Camponesa com ancinho, 1857
Jean-François Millet (França, 1814-1875)
pastel e crayon sobre papel, 39 x 34 cm
Metropolitan Museum, Nova York
Venho a esse texto porque tenho recebido muitos emails de pessoas que sabem do meu envolvimento com as artes plásticas, emails que anunciam a fraude, em geral de um pintor famoso, nesse caso van Gogh mostrado acima, em que um texto maldoso e ignorante do estudo da técnica, sugere a falta de criatividade, a falta de caráter mesmo, de um artista. Com títulos sensacionalistas tal como —Fraude ou falsificação? ; Artista … plagiador — esses emails têm enchido a minha caixa postal.
A sesta, 1890
[d’après Millet]
Vincent van Gogh (Holanda, 1853-1890)
óleo sobre tela, 73 x 91 cm
Musée d’Orsay, Paris
No caso de van Gogh, a cópia era absolutamente necessária já que se tratava de um artista com muito pouco estudo, não mais do que um ano na Academia Real de Belas Artes em Bruxelas, por volta de 1880 e algum tempo, quase dois anos com seu primo o pintor Anton Mauve. Foi de fato necessário para seu próprio aprendizado a cópia de outros artistas. Ela não se limitou às obras de Millet.
A sesta, 1866
Jean-François Millet (França, 1814-1875)
pastel e crayon sobre papel, 29 x 41 cm
Museum of Fine Arts, Boston
Essa obra de Millet, A Sesta, inspirou pelo menos mais um pintor.

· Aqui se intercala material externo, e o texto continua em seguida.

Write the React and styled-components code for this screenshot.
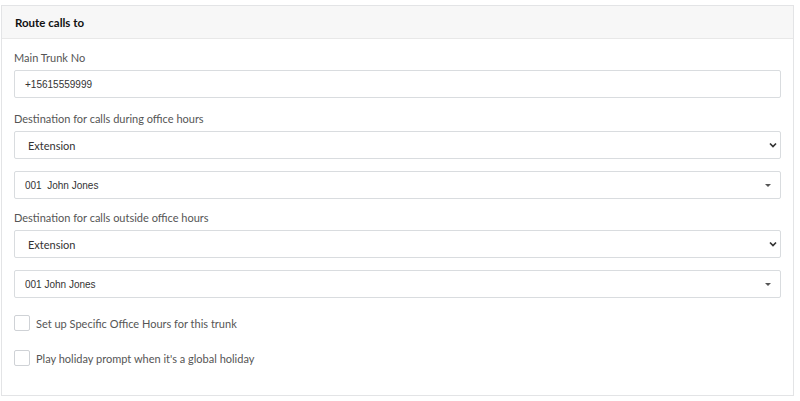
import React from 'react'
import styled, { createGlobalStyle } from 'styled-components'

const GlobalStyle = createGlobalStyle`
  html, body {
    margin: 0;
    padding: 0;
    background: #fff;
  }
  body {
    font-family: Lato, "Open Sans", sans-serif;
  }
`

const Page = styled.div`
  padding: 5px 6px 0 1px;
`

const Card = styled.div`
  border: 1px solid #e3e4e6;
  background: #fff;
`

const CardHeader = styled.div`
  height: 32px;
  display: flex;
  align-items: center;
  padding: 0 13px;
  background: #f7f7f7;
  border-bottom: 1px solid #e8e8e8;
  font-family: Lato, sans-serif;
  font-weight: 700;
  font-size: 11.5px;
  color: #111;
`

const CardBody = styled.div`
  padding: 11px 12px 29px 12px;
  display: flex;
  flex-direction: column;
`

const Label = styled.div`
  font-family: Lato, sans-serif;
  font-size: 11px;
  color: #555;
  line-height: 16px;
  margin-bottom: 4px;
`

const Field = styled.div`
  height: 28px;
  box-sizing: border-box;
  border: 1px solid #d9dcdf;
  border-radius: 2px;
  display: flex;
  align-items: center;
  justify-content: space-between;
  padding: 0 ${p => (p.$native ? 2 : 8)}px 0 ${p => (p.$native ? 13 : 10)}px;
  margin-bottom: ${p => p.$gap}px;
  background: #fff;
`

const FieldText = styled.span`
  font-family: ${p => (p.$sans ? 'Lato, sans-serif' : '"Liberation Sans", Arial, sans-serif')};
  font-size: ${p => (p.$sans ? '11px' : '10px')};
  color: #333;
  white-space: pre;
`

const Caret = styled.span`
  width: 0;
  height: 0;
  border-left: 3px solid transparent;
  border-right: 3px solid transparent;
  border-top: 3px solid #555;
  margin-right: 1px;
`

const CheckRow = styled.label`
  display: flex;
  align-items: center;
  gap: 6px;
  height: 16px;
  margin-bottom: ${p => p.$gap}px;
`

const Box = styled.span`
  width: 16px;
  height: 16px;
  box-sizing: border-box;
  border: 1px solid #cfd2d6;
  border-radius: 2px;
  background: #fff;
`

const CheckText = styled.span`
  font-family: Lato, sans-serif;
  font-size: 11px;
  color: #555;
`

const Chevron = () => (
  <svg width="10" height="8" viewBox="0 0 10 8">
    <path d="M2 2.5 L5 5.5 L8 2.5" fill="none" stroke="#333" strokeWidth="1.7" />
  </svg>
)

export default function App() {
  return (
    <>
      <GlobalStyle />
      <Page>
        <Card>
          <CardHeader>Route calls to</CardHeader>
          <CardBody>
            <Label>Main Trunk No</Label>
            <Field $gap={13}>
              <FieldText>+15615559999</FieldText>
            </Field>
            <Label>Destination for calls during office hours</Label>
            <Field $native $gap={12}>
              <FieldText $sans>Extension</FieldText>
              <Chevron />
            </Field>
            <Field $gap={11}>
              <FieldText>001  John Jones</FieldText>
              <Caret />
            </Field>
            <Label>Destination for calls outside office hours</Label>
            <Field $native $gap={12}>
              <FieldText $sans>Extension</FieldText>
              <Chevron />
            </Field>
            <Field $gap={17}>
              <FieldText>001 John Jones</FieldText>
              <Caret />
            </Field>
            <CheckRow $gap={19}>
              <Box />
              <CheckText>Set up Specific Office Hours for this trunk</CheckText>
            </CheckRow>
            <CheckRow $gap={0}>
              <Box />
              <CheckText>Play holiday prompt when it's a global holiday</CheckText>
            </CheckRow>
          </CardBody>
        </Card>
      </Page>
    </>
  )
}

John Singer Sargent, americano, impressionista que passou toda sua vida na Europa, dedicando-se às paisagens americanas só na última década de vida.
A sesta, c. 1875
[d’après Millet]
John Singer Sargent (EUA,
grafite sobre papel, 14 x 21 cm
Metropolitan Museum, Nova York
Vincent van Gogh admirava Millet. Seus temas de peões no campo, gente de vida simples, pareciam inundados da espiritualidade dos homens comuns que teve grande ressonância no pintor holandês, que havia desejado estudar teologia.
A vigília, 1867
Jean-François Millet (França, 1814-1875)
pastel e crayon sobre papel, 29 x 41 cm
Museum of Fine Arts, Boston
Vigília noturna, 1890
[d’après Millet]
Vincent van Gogh (Holanda, 1853-1890)
óleo sobre tela, 74 x 93 cm
The van Gogh Museum, Amsterdam
Mas van Gogh nunca chegou a se sentir satisfeito com as telas que produziu tendo como modelo as obras de Millet. Sabe-se por exemplo que as oito telas inspiradas no Semeador de Millet, nunca lhe agradaram, ainda que para nós hoje elas pareçam muito boas. Ele desistiu do tema, frustrado, porque achava que em nenhuma das versões conseguira chegar próximo da mestria de seu predecessor.
O semeador, 1890
[d’après Millet]
Vincent van Gogh (Holanda, 1853-1890)
óleo sobre tela, 80 x 66 cm
Coleção Particular
O semeador, 1850
Jean-François Millet (França, 1814-1875)
óleo sobre tela, 101 x 82 cm
Museum of Fine Arts, Boston
Mas van Gogh não limitou seu aprendizado a Millet. Copiou, entre outros, o trabalho de Gustave Doré, como vemos abaixo:
O exercício na prisão, 1890
[d’après Gustave Doré]
Vincent van Gogh (Holanda, 1853-1890)
óleo sobre tela, 80 x 64 cm
Museu Pushkin, Moscou
Pátio de exercícios da prisão Newgate, 1872
Gustave Doré (França, 1832-1883)
Gravura, ilustração para ‘London: a Pilgrimage‘ [Londres: uma peregrinação] de Blanchard Jerrold e Gustave Doré, 1872.
Museu de Londres
A cópia de telas e gravuras dos mestres do passado é uma técnica difundida há muitos séculos, que teve grande ímpeto no coração da Idade Média, quando monges se dedicavam à ilustração de textos religiosos e filosóficos, e às cópias desses textos com as quais difundiam o conhecimento para outros ramos das ordens religiosas a que pertenciam. É uma técnica usada até hoje. Pobre é a escola ou o professor de pintura que não incentiva esse método a seus alunos, mesmo que no futuro eles venham a ser artistas dedicados ao abstracionismo, ao conceitualismo ou a qualquer outro estilo que pareça não ter nada a ver com o passado. O conhecimento do lugar em que a sua arte se enquadra na história das artes, é uma sólida base para a produção de qualquer artista, qualquer pintor, mesmo nos dias hoje.